Operator time is a large component of the cost of servicing a directory assisted telephone call. In order to reduce costs, the announcement of telephone listing information once determined through operator/customer interaction is now performed primarily by automated announcement systems which are sometimes called voice function nodes (VFNs). Because VFNs tend to be used after an operator has his/her interaction with the customer, the use of a VFN for telephone number announcement purposes represents an automated post-operator call processing operation. Such an operation is in contrast to a pre-operator call processing operation which would involve processing a call prior to it being presented to a human operator.
Directory assistance call processing using the known system 100 is exemplary of known operator assisted call processing techniques. For this reason, conventional servicing of a directory assistance call by a human operator using the system 100 will now be discussed.
Before a human operator can service calls, the operator must first login on the operator workstation. Operator login is normally initiated on a workstation 128, 130, 132, 134, 136, 138 in response to the workstation detecting the manual insertion of a operator headset connection into a port on the workstation. In response to the human input, the operator workstation transmits a signal to the DMS indicating that the operator position is manned and ready to service calls. The login signal to the DMS includes an operator position ID which uniquely identifies the operator workstation. Because each operator workstation 128, 130, 132, 134, 136, 138 provides a position where a single operator can work, a conventional operator workstation is sometimes referred to as an operator position. It also may include a signal indicating the types of calls which the operator is authorized to service.
Once an operator is logged in, an authorized operator can process directory assistance calls. The DMS 106 maintains queues of calls to be processed according to call type, e.g., a queue of DA calls is maintained. As a function of operator availability, the DMS 106 assigns calls from the queues to active operator positions which are authorized to service the queued calls.

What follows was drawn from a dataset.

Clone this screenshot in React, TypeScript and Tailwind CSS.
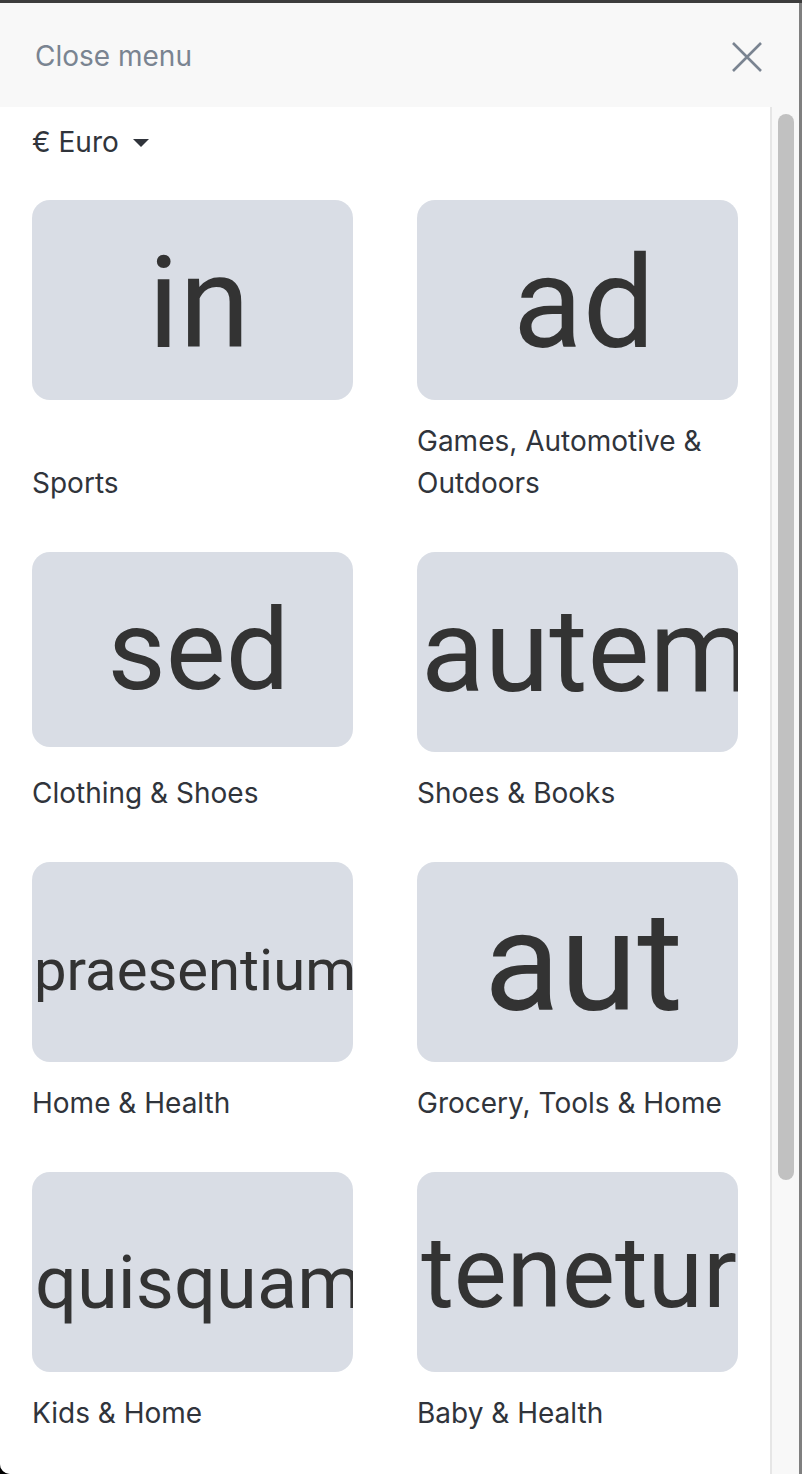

Servicing of a queued DA call by the conventional system 100, begins with the DMS 106 assigning the queued call to an available operator and connecting the call to the operator position 128, 130, 132, 134, 136, or 138 to which the call is assigned. As part of connecting the call to the operator, data including, e.g., a call ID number, ANI information, call type information, etc. is transferred to the assigned operator position via the data connection with the LAN 126 while a voice connection is established via the voice channel which exits between the channel bank 118 and the operator position.
In response to receiving the DA call, the operator requests city and listing (name) information from the caller. Upon receiving an audio response to the inquiry, the operator manually keys in the listing information and initiates a listing service database (LSDB) look-up operation in an attempt to retrieve the requested listing information. The look-up request is transmitted via the LAN 126 and router 124 to the LSDB 116 which returns listing information to the operator.
The operator reviews the returned listing information and selects one returned listing as the listing to be provided to the caller. Once the listing selection has been made, the operator initiates a release of the call. In addition at sometime during the DA call, in response to operator input, the operator workstation transmits billing information to the DMS.
In response to the listing selection information and release signal, the LSDB sends data to the DMS instructing the switch to release the DA call being serviced from the operator workstation. The signal to the DMS normally includes the operator position ID and the call ID. The LSDB also sends a signal to the VFN indicating the listing information, e.g., telephone number, and message to be provided to the caller. The call ID is normally part of this message as well.
The VFN which is connected to the DMS then provides the listing information to the caller via an audio connection with the DMS 106. Upon hearing the audio message and listing information the caller normally hangs up terminating the call. The DMS 106 uses the billing information received in regard to the call to initiate a billing operation resulting in the caller being charged, if appropriate, for the DA call.
As discussed above, for cost reasons it is desirable to eliminate or minimize the amount of human operator time required to service calls such as DA calls. Accordingly, improved methods and apparatus for servicing such calls which minimize operator time and/or involvement in servicing such calls are desirable.
Conventional operator workstations include a fair amount of computer processing power, memory, and interface hardware. Such workstations represent significant capital investments for many telephone companies. Telephone companies need to have a sufficient number of operator workstations to support the peak demands during the day for operator services. During off-peak times, substantial numbers of operator workstations sit idle. Even during periods of peak demand for operator services, at least some operator workstations will normally be idle due to unexpected operator absences or because additional workstations are normally provided in the event that some workstations become unusable due to hardware failures. Thus, many conventional operator workstations go unused during significant portions of a day.
In order to maximize the return on purchased equipment, it is desirable that equipment be utilized to the fullest extent possible, i.e., that it not be sitting idle for significant portions of the day.
Accordingly, there is a need for methods and apparatus which would allow the use of all or some operator workstations to support billable call processing operations when not being manned by a human operator.
As competition between telephone service providers continues to grow, to remain competitive telephone companies must look not only to ways of minimizing the costs associated with providing existing services but to ways of creating new revenue sources. Providing of enhanced telephone services sometimes referred to as extended telephone services, e.g., call messaging or voice dialing, can result in new revenue sources. In addition, they can be used by telephone companies to distinguish themselves from competitors which can not or do not offer comparable services.
Accordingly, new enhanced telephone services which can be billed to customers are desirable as well as methods and apparatus for providing such services.